### Dataset excerpt
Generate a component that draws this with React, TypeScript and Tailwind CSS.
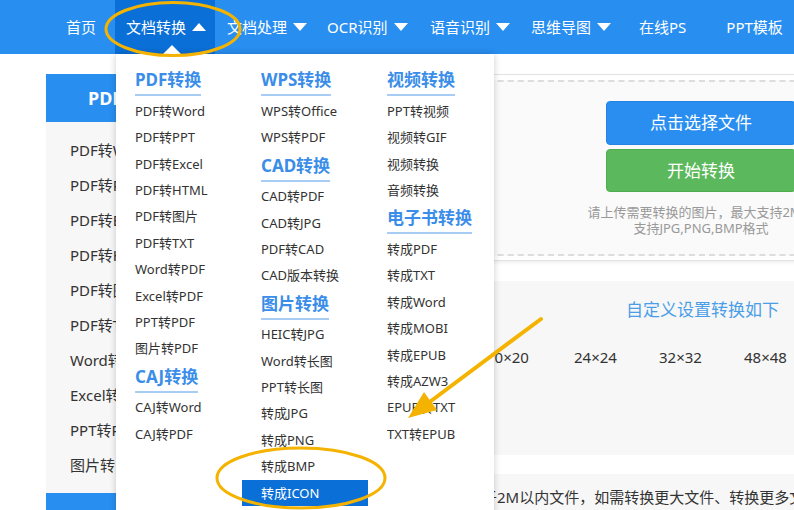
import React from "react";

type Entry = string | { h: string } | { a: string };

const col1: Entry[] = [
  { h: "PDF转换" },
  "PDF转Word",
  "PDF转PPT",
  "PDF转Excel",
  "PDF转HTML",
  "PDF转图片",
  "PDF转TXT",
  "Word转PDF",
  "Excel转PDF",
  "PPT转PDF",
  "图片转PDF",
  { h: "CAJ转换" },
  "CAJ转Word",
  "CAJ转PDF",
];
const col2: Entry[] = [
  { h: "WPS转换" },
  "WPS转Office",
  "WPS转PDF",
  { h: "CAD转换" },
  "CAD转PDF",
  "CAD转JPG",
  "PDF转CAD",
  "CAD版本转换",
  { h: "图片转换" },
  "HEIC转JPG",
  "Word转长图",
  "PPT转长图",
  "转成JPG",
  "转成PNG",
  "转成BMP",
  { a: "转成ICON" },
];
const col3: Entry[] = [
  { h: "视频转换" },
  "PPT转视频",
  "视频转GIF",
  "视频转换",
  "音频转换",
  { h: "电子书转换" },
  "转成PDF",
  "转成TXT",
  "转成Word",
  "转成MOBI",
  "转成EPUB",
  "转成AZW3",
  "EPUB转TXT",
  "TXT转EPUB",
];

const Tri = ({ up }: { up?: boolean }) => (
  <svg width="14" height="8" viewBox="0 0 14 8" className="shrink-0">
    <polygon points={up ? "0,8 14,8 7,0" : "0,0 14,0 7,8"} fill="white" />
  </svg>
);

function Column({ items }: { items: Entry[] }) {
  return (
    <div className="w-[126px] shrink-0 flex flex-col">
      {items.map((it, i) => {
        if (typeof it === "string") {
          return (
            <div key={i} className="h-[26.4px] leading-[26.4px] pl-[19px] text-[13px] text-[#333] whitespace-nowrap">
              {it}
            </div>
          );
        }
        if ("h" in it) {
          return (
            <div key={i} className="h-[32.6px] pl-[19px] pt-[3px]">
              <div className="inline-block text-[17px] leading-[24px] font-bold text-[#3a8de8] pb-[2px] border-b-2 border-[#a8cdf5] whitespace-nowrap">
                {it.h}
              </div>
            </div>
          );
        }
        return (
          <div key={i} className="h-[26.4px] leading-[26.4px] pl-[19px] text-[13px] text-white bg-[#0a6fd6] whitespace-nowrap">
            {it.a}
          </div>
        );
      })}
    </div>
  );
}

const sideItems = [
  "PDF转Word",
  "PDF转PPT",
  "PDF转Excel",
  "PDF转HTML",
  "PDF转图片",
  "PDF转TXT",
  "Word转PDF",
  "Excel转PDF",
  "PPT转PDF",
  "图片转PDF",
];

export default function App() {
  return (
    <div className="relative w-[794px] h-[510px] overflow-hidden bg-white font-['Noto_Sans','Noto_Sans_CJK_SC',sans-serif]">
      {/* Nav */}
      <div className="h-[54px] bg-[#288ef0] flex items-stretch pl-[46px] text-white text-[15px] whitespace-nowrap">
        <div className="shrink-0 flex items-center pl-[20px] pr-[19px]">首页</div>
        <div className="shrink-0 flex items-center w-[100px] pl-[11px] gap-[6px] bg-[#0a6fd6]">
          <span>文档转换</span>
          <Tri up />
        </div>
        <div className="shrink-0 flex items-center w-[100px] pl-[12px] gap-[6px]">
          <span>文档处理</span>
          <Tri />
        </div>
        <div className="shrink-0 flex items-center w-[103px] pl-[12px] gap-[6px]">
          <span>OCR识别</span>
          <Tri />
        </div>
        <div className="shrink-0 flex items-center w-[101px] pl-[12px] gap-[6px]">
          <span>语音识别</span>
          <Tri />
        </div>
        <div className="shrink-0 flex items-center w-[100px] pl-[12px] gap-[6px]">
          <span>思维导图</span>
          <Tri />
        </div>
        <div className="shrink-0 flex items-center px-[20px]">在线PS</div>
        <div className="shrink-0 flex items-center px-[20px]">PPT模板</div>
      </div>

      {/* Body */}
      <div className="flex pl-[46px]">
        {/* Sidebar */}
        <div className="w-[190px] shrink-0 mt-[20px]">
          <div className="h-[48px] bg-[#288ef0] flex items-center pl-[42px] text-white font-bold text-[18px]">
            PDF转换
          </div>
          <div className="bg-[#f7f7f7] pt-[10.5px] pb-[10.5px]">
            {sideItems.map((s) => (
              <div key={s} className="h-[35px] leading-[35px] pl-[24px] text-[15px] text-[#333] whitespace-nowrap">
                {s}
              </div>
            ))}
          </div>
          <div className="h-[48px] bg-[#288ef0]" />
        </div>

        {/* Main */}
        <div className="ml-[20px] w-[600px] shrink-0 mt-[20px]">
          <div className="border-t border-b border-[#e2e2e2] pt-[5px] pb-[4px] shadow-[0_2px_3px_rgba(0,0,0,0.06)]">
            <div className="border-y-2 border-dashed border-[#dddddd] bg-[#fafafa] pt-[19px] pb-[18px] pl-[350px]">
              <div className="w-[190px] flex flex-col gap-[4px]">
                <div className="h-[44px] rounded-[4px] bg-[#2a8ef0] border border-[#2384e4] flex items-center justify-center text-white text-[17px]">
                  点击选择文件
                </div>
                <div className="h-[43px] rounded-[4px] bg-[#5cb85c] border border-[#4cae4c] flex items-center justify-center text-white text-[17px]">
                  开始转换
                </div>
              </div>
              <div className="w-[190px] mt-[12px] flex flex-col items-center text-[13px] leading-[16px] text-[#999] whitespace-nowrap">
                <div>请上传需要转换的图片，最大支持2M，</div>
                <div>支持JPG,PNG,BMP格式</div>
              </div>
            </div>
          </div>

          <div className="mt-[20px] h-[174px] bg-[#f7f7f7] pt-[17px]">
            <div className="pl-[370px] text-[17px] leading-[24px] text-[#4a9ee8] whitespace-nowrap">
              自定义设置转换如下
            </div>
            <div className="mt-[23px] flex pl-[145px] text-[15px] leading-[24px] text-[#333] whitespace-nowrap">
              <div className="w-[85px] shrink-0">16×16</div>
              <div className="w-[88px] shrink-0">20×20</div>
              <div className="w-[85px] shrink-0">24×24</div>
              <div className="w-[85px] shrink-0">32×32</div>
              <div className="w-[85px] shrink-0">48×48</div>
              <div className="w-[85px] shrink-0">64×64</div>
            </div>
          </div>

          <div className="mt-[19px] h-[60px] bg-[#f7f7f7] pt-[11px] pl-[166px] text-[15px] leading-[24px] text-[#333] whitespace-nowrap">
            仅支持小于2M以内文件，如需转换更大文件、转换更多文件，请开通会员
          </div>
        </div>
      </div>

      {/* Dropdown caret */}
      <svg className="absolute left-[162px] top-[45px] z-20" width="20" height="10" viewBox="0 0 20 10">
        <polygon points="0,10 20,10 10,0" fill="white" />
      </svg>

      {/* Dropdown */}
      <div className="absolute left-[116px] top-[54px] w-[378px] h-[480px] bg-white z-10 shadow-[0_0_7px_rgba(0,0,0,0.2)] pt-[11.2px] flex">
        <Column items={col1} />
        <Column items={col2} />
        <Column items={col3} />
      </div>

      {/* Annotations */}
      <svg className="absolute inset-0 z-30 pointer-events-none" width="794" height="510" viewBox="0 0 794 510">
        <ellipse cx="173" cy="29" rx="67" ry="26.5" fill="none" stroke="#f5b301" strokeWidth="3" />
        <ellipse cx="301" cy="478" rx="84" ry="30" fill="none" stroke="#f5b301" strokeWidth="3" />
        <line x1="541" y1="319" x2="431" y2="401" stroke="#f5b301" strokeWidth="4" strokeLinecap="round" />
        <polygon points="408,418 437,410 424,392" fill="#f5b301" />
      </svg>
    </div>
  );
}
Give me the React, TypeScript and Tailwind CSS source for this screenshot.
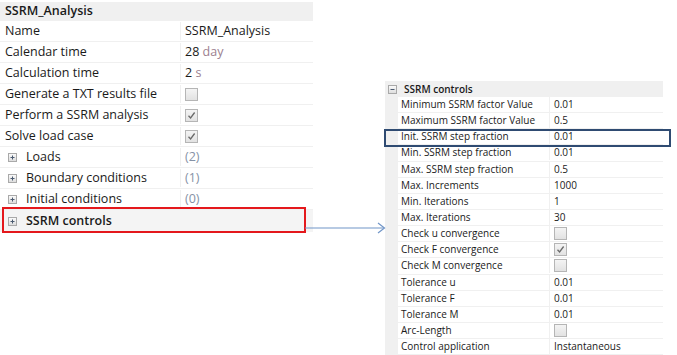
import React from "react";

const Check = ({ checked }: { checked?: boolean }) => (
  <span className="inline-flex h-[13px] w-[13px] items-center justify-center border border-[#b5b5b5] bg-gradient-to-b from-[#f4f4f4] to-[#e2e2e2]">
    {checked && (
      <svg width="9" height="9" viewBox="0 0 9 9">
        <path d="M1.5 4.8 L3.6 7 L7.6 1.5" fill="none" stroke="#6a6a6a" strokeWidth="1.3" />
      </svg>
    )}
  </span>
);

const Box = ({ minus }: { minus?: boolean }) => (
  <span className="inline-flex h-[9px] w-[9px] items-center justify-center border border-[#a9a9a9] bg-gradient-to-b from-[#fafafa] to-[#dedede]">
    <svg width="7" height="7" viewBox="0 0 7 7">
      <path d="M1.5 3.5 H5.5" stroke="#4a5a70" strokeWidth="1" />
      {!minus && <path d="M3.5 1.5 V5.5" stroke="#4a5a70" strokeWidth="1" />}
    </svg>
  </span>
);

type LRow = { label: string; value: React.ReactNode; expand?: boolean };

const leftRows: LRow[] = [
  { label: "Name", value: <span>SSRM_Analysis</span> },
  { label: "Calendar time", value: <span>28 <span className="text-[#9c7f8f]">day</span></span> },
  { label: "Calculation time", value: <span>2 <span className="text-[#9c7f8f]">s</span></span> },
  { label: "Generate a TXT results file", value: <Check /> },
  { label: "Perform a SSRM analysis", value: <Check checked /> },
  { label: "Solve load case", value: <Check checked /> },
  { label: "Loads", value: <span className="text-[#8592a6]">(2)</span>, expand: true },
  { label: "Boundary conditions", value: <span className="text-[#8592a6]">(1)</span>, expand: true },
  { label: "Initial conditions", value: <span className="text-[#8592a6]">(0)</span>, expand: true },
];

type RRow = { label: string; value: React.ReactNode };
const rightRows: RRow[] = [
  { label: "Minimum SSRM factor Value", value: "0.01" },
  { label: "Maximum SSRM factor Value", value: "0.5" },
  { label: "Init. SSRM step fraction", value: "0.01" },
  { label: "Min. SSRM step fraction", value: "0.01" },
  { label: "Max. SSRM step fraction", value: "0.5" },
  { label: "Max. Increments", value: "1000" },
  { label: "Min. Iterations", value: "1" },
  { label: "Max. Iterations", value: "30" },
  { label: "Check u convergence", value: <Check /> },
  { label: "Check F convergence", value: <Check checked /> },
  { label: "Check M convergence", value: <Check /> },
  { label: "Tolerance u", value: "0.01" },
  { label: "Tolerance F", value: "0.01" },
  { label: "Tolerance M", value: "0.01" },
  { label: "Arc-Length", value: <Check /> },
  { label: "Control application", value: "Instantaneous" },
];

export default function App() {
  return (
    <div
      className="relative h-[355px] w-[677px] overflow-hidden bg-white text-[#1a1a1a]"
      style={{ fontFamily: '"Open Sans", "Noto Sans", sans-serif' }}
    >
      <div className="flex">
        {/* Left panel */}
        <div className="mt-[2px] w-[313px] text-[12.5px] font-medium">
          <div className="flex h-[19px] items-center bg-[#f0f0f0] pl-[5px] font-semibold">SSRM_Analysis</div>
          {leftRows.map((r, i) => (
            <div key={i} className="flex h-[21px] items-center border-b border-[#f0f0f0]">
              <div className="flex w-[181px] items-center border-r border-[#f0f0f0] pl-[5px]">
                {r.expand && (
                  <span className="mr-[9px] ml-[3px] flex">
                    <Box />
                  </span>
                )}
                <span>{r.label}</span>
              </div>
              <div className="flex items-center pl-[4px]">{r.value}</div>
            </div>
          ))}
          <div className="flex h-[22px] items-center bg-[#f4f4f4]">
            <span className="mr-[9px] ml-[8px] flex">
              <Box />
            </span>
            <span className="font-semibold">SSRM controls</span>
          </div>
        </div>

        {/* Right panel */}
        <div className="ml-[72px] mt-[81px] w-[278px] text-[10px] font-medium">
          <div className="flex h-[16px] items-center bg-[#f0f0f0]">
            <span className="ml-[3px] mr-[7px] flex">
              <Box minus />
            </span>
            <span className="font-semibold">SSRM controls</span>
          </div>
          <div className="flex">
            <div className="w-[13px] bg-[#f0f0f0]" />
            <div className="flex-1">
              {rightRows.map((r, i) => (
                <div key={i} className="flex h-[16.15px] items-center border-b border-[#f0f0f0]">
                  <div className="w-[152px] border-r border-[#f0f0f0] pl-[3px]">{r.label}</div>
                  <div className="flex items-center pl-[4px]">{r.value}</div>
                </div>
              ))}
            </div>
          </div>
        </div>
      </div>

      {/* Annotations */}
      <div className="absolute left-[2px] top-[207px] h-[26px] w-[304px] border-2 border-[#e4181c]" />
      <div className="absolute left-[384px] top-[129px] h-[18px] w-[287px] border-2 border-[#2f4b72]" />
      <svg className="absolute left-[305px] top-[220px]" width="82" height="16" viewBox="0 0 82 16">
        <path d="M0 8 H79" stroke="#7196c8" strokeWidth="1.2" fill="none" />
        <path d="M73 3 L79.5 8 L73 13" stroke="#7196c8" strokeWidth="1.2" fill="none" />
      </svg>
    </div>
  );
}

### AIM
Go from the first line of the listing to the line holding "type Entry = string" and, please, transcribe those lines exactly, both included, with no pictures.

### EXERCISE RESPONSE
Generate a component that draws this with React, TypeScript and Tailwind CSS.
import React from "react";

type Entry = string | { h: string } | { a: string };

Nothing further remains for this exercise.